Hugging Face has introduced nanoVLM, a lightweight and accessible toolkit that simplifies the complex process of training Vision Language Models with minimal code requirements. This project follows in the footsteps of Andrej Karpathy’s nanoGPT by prioritizing readability and simplicity, potentially democratizing VLM development for researchers and beginners alike. The toolkit’s focus on pure PyTorch implementation and compatibility with free-tier computing resources represents a significant step toward making multimodal AI development more approachable.
The big picture: NanoVLM provides a streamlined way to build models that process both images and text without requiring extensive technical expertise or computational resources.
- The toolkit enables training of Vision Language Models with just two lines of code, making advanced AI development accessible to a broader audience.

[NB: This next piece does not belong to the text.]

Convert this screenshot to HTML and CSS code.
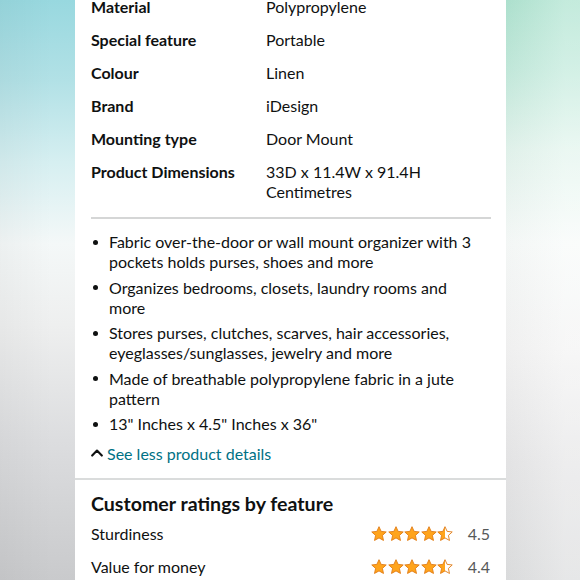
FILE: index.html
```html
<!DOCTYPE html>
<html lang="en">
<head>
<meta charset="utf-8">
<title>Product details</title>
<link rel="stylesheet" href="styles.css">
</head>
<body>
<div class="screen">
  <div class="side side-left"></div>
  <main class="panel">
    <section class="card details">
      <dl class="specs">
        <div class="spec-row"><dt>Material</dt><dd>Polypropylene</dd></div>
        <div class="spec-row"><dt>Special feature</dt><dd>Portable</dd></div>
        <div class="spec-row"><dt>Colour</dt><dd>Linen</dd></div>
        <div class="spec-row"><dt>Brand</dt><dd>iDesign</dd></div>
        <div class="spec-row"><dt>Mounting type</dt><dd>Door Mount</dd></div>
        <div class="spec-row"><dt>Product Dimensions</dt><dd>33D x 11.4W x 91.4H Centimetres</dd></div>
      </dl>
      <hr class="rule">
      <ul class="bullets">
        <li>Fabric over-the-door or wall mount organizer with 3 pockets holds purses, shoes and more</li>
        <li>Organizes bedrooms, closets, laundry rooms and more</li>
        <li>Stores purses, clutches, scarves, hair accessories, eyeglasses/sunglasses, jewelry and more</li>
        <li>Made of breathable polypropylene fabric in a jute pattern</li>
        <li>13" Inches x 4.5" Inches x 36"</li>
      </ul>
      <a class="see-less" href="#">
        <svg class="chev" width="12" height="8" viewBox="0 0 12 8" aria-hidden="true"><polyline points="1.2,6.6 6,1.6 10.8,6.6" fill="none" stroke="#0f1111" stroke-width="2.1" stroke-linecap="round" stroke-linejoin="round"/></svg>
        <span>See less product details</span>
      </a>
    </section>
    <section class="card ratings">
      <h2 class="ratings-title">Customer ratings by feature</h2>
      <div class="rating-row">
        <span class="rating-label">Sturdiness</span>
        <span class="stars">
          <svg viewBox="0 0 16 16" class="star"><path class="full" d="M8 0.7 L10.12 5.39 L15.23 5.95 L11.42 9.41 L12.47 14.45 L8 11.9 L3.53 14.45 L4.58 9.41 L0.77 5.95 L5.88 5.39 Z"/></svg>
          <svg viewBox="0 0 16 16" class="star"><path class="full" d="M8 0.7 L10.12 5.39 L15.23 5.95 L11.42 9.41 L12.47 14.45 L8 11.9 L3.53 14.45 L4.58 9.41 L0.77 5.95 L5.88 5.39 Z"/></svg>
          <svg viewBox="0 0 16 16" class="star"><path class="full" d="M8 0.7 L10.12 5.39 L15.23 5.95 L11.42 9.41 L12.47 14.45 L8 11.9 L3.53 14.45 L4.58 9.41 L0.77 5.95 L5.88 5.39 Z"/></svg>
          <svg viewBox="0 0 16 16" class="star"><path class="full" d="M8 0.7 L10.12 5.39 L15.23 5.95 L11.42 9.41 L12.47 14.45 L8 11.9 L3.53 14.45 L4.58 9.41 L0.77 5.95 L5.88 5.39 Z"/></svg>
          <svg viewBox="0 0 16 16" class="star"><defs><linearGradient id="half1" x1="0" y1="0" x2="1" y2="0"><stop offset="0.5" stop-color="#ffa41c"/><stop offset="0.5" stop-color="#ffffff"/></linearGradient></defs><path fill="url(#half1)" class="half" d="M8 0.7 L10.12 5.39 L15.23 5.95 L11.42 9.41 L12.47 14.45 L8 11.9 L3.53 14.45 L4.58 9.41 L0.77 5.95 L5.88 5.39 Z"/></svg>
        </span>
        <span class="rating-value">4.5</span>
      </div>
      <div class="rating-row">
        <span class="rating-label">Value for money</span>
        <span class="stars">
          <svg viewBox="0 0 16 16" class="star"><path class="full" d="M8 0.7 L10.12 5.39 L15.23 5.95 L11.42 9.41 L12.47 14.45 L8 11.9 L3.53 14.45 L4.58 9.41 L0.77 5.95 L5.88 5.39 Z"/></svg>
          <svg viewBox="0 0 16 16" class="star"><path class="full" d="M8 0.7 L10.12 5.39 L15.23 5.95 L11.42 9.41 L12.47 14.45 L8 11.9 L3.53 14.45 L4.58 9.41 L0.77 5.95 L5.88 5.39 Z"/></svg>
          <svg viewBox="0 0 16 16" class="star"><path class="full" d="M8 0.7 L10.12 5.39 L15.23 5.95 L11.42 9.41 L12.47 14.45 L8 11.9 L3.53 14.45 L4.58 9.41 L0.77 5.95 L5.88 5.39 Z"/></svg>
          <svg viewBox="0 0 16 16" class="star"><path class="full" d="M8 0.7 L10.12 5.39 L15.23 5.95 L11.42 9.41 L12.47 14.45 L8 11.9 L3.53 14.45 L4.58 9.41 L0.77 5.95 L5.88 5.39 Z"/></svg>
          <svg viewBox="0 0 16 16" class="star"><defs><linearGradient id="half2" x1="0" y1="0" x2="1" y2="0"><stop offset="0.5" stop-color="#ffa41c"/><stop offset="0.5" stop-color="#ffffff"/></linearGradient></defs><path fill="url(#half2)" class="half" d="M8 0.7 L10.12 5.39 L15.23 5.95 L11.42 9.41 L12.47 14.45 L8 11.9 L3.53 14.45 L4.58 9.41 L0.77 5.95 L5.88 5.39 Z"/></svg>
        </span>
        <span class="rating-value">4.4</span>
      </div>
    </section>
  </main>
  <div class="side side-right"></div>
</div>
</body>
</html>
```
FILE: styles.css
```css
* { box-sizing: border-box; }

html, body {
  margin: 0;
  padding: 0;
  width: 580px;
  height: 580px;
  overflow: hidden;
  background: #ffffff;
}

body {
  font-family: "Lato", "Liberation Sans", sans-serif;
  font-size: 16px;
  color: #0f1111;
}

.screen {
  display: flex;
  width: 580px;
  height: 580px;
}

.side {
  flex: 0 0 auto;
  height: 580px;
}

.side-left {
  width: 75px;
  background:
    linear-gradient(90deg, rgba(0,0,0,0.03), rgba(255,255,255,0) 70%),
    linear-gradient(180deg, #98d8df 0%, #b2e1e6 14%, #d6eff1 28%, #f4f8f8 42%, #eeefef 56%, #dcdddf 76%, #c9cacc 100%);
}

.side-right {
  width: 74px;
  background:
    linear-gradient(90deg, rgba(0,0,0,0.02), rgba(255,255,255,0.25) 80%),
    linear-gradient(180deg, #b0e4d1 0%, #c4ebdd 12%, #e4f5ee 26%, #f8fbfa 42%, #f4f4f4 60%, #e7e7e8 80%, #dedfe0 100%);
}

.panel {
  flex: 0 0 431px;
  width: 431px;
  height: 580px;
  background: #dadcdc;
  overflow: hidden;
}

.card {
  background: #ffffff;
}

.details {
  padding: 0 15px 14.4px 16px;
}

.specs {
  margin: -9.4px 0 0 0;
  padding: 0;
}

.spec-row {
  display: grid;
  grid-template-columns: 175px 1fr;
  padding: 6.3px 0;
  line-height: 20.4px;
}

.spec-row dt {
  font-weight: 700;
}

.spec-row dd {
  margin: 0;
}

.rule {
  margin: 8.2px 0 0 0;
  border: 0;
  height: 2px;
  background: #d5d6d6;
}

.bullets {
  list-style: none;
  margin: 12.8px 0 0 0;
  padding: 0 10px 0 18px;
  line-height: 20px;
}

.bullets li {
  position: relative;
}

.bullets li + li {
  margin-top: 5.5px;
}

.bullets li::before {
  content: "";
  position: absolute;
  left: -16px;
  top: 7.8px;
  width: 5px;
  height: 5px;
  border-radius: 50%;
  background: #0f1111;
}

.see-less {
  display: flex;
  align-items: center;
  gap: 4px;
  margin-top: 9.5px;
  line-height: 20px;
  color: #007185;
  text-decoration: none;
}

.chev {
  display: block;
  margin-top: -2px;
}

.ratings {
  margin-top: 2px;
  padding: 12.5px 16px 0 16px;
  height: 200px;
}

.ratings-title {
  margin: 0 0 1.5px 0;
  font-size: 19.6px;
  line-height: 24px;
  font-weight: 700;
}

.rating-row {
  display: flex;
  align-items: center;
  padding: 6.5px 0;
  line-height: 20px;
}

.rating-label {
  flex: 1 1 auto;
}

.stars {
  display: flex;
  gap: 0.5px;
  margin-right: 14px;
  margin-top: -1px;
}

.star {
  display: block;
  width: 16px;
  height: 16px;
}

.star path {
  stroke: #e07b14;
  stroke-width: 0.9;
  stroke-linejoin: round;
}

.star .full {
  fill: #ffa41c;
}

.rating-value {
  color: #565959;
  min-width: 23px;
  text-align: right;
}
```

- By following nanoGPT’s philosophy of readability over optimization, nanoVLM prioritizes learning and understanding over production-level performance.
Key components: The architecture combines Google’s SigLIP vision encoder with the Llama 3 language model, connected through a modality projection module.
- The vision backbone uses google/siglip-base-patch16-224 to process and encode visual information from images.
- The language backbone employs HuggingFaceTB/SmolLM2-135M, allowing the model to understand and generate text responses.
- A projection layer aligns the image and text embeddings, enabling them to work together in a unified model space.
Training approach: NanoVLM starts with pre-trained backbone weights and focuses on Visual Question Answering as its primary training objective.
- Users can begin training immediately by running a simple Python script after cloning the repository.
- The toolkit’s lightweight design allows it to run on free-tier Google Colab notebooks, removing hardware barriers to entry.
- Once trained, models can be used for inference by providing an image and a text prompt through a dedicated generation script.
Why this matters: By simplifying VLM development, nanoVLM could accelerate innovation and experimentation in multimodal AI systems.
- The project lowers the technical barrier for researchers and hobbyists interested in vision-language models, potentially expanding the community of VLM developers.
- Its educational value as a readable codebase provides a learning resource for those wanting to understand the inner workings of multimodal models.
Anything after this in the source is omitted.